Un témoignage du temps passé sans doute provisoire, car les peintures exposées à l'air libre sont à l'avenir condamnées à disparaître. Mais il nous reste encore du temps pour venir les admirer...

 scène de chasse : guanaco

 au centre, empreinte d'un nandou

Le site vaut autant le déplacement pour les mains peintes que pour le canyon que le Rio Pinturas a façonné au cours des millénaires.


Après cette pause dépaysante je reprends la piste en sens inverse pendant 15 kilomètres, et oblique à droite vers un raccourci qui mène à la route 40.
En fait de raccourci il s'agit d'une descente vertigineuse de 6 kilomètres au fond du canyon suivie d'une montée aussi longue et aussi sèche. Le ripio n'est pas mauvais ; il est juste abominable. Le vent se mêle à la fête du gravier sablonneux qui rendent la montée sur le vélo impossible. Trois côtes des plus sévères se font donc en poussant la machine, exercice d'autant plus usant que les semelles ne cessent de déraper. Le calvaire est d'autant plus éprouvant que les ingénieurs des Ponts et Chaussées sud-américains s'embarrassent rarement de montées en lacets : la route est taillée à même la pente, et mieux vaut ne pas savoir quel en est le pourcentage !

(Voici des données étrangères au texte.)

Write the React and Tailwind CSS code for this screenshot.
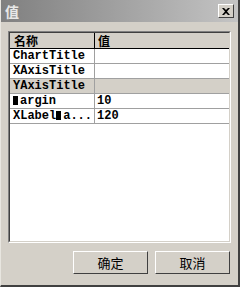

 en bas du canyon, la 1ère côte, sur le vélo ... jusqu'au 1er virage

Finalement pas fâché de retrouver le bitume ; la route 40 me conduit pendant 90 kilomètres à l'oasis de Perito Moreno où je me pose le temps du week-end. A part sa petite église rose la ville ne propose rien de bien alléchant, mais m'y reposer pendant un jour et demi n'est pas du luxe.